An exchange of notes took place between Lord. Salisbury and M. Waddington, the French ambassador, in which the latter expressed an opinion which evoked a spirited protest on the part of the British Foreign Office. “France,” it was then declared, “preserved the exclusive right of fishing she always possessed. This right of France to the coast of Newfoundland reserved to her fishermen is only a part of her ancient sovereignty over the island which she retained in ceding the soil to England, and which she has never weakened or alienated.” This claim of the French to an exclusive fishery was held to be wholly untenable, and their classification of the lobster catching and canning industry as amongst the “fishing” privileges granted them by the treaty was denounced as contrary to both letter and spirit of that instrument. Notwithstanding this, the French agents on the treaty shore clamoured for the removal of several of the British factories, which (it was declared) interfered with the exclusive fishing rights of the French. The French government also voted (1888) a special bounty for the establishment of lobster factories by their subjects on the treaty coast. Pending a settlement, the British foreign office deemed it expedient, in order not to give offence to France, to invest the French claims with a semblance of right by issuing instructions to British naval officers on the North American station to continue to interpret and enforce the treaties with regard to the Newfoundland lobster-canning industry on the same terms as they had done hitherto with regard to the cod-fishery. Acting under a statute passed in the reign of George III., empowering British naval officers to interpret and enforce the treaties, Sir Baldwin Walker and others proceeded to destroy or remove a number of British factories at the request of the French agents. In 1890 the unexpected discovery was made that the act empowering British naval officers to enforce the provisions of the treaties with France had expired in 1832 and had never been renewed. Consequently all the proceedings of which the colonists had been the victims were illegal. One of them, Mr James Baird, immediately took proceedings against Sir Baldwin Walker in the supreme court, which decided in his favour, mulcting the admiral in £1000.
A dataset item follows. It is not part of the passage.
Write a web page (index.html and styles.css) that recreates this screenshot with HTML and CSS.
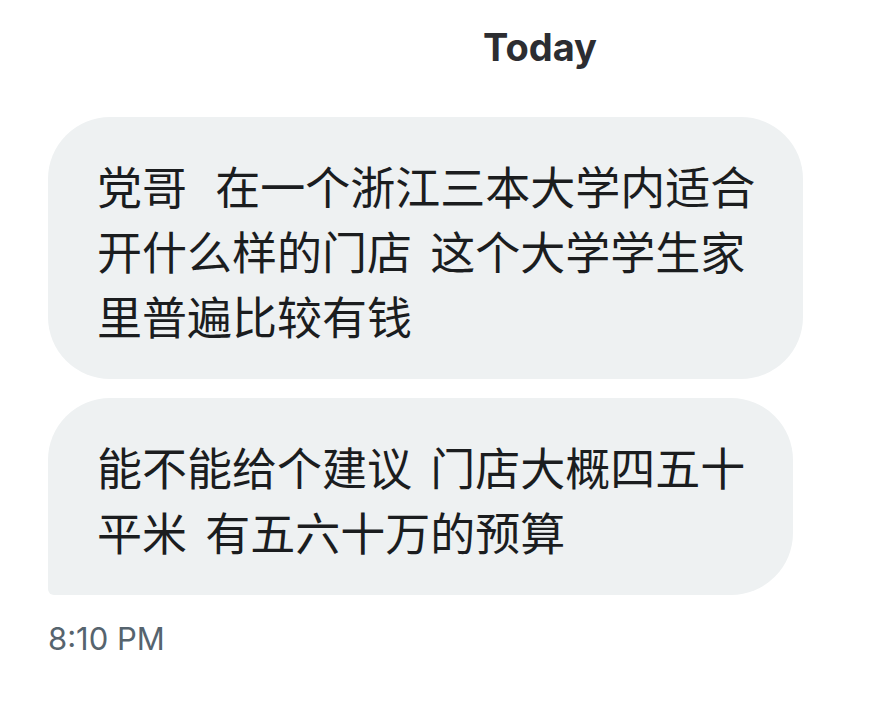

On an appeal to the privy council the decision was upheld. But before this incident had taken place, the controversy between London and Paris culminated in the modus vivendi of 1890, by which the lobster factories, both British and French, which were in existence on the 1st of July 1889, were to continue for the present. Modus vivendi 1890. Instantly the colony took alarm, and a deputation consisting of the island’s leading men was sent to England to protest against both the principle and practice of such an arrangement. On their return they learnt that it was the intention of the imperial government to re-enact verbatim et literatim the act for the enforcement of the treaties which had expired fifty-nine years previously. To prevent such an occurrence, delegates from both parties in Newfoundland visited London in April 1891, and, appearing at the bar of the House of Lords, promised that if the measure which was then on the eve of being introduced into that body were withdrawn, a temporary measure would be passed by the Newfoundland legislature which would answer the same purpose of enabling Great Britain to carry out her treaty obligations with France. The hope then generally entertained was that the whole question of French rights in the colony would soon be the subject of definite negotiations looking to their total extinguishment. That hope was, however, not speedily realized. For a number of years the Modus Vivendi Act was annually passed by the legislature, each year under protest, the conviction gaining strength in the colony that the imperial government was averse from renewing negotiations with France.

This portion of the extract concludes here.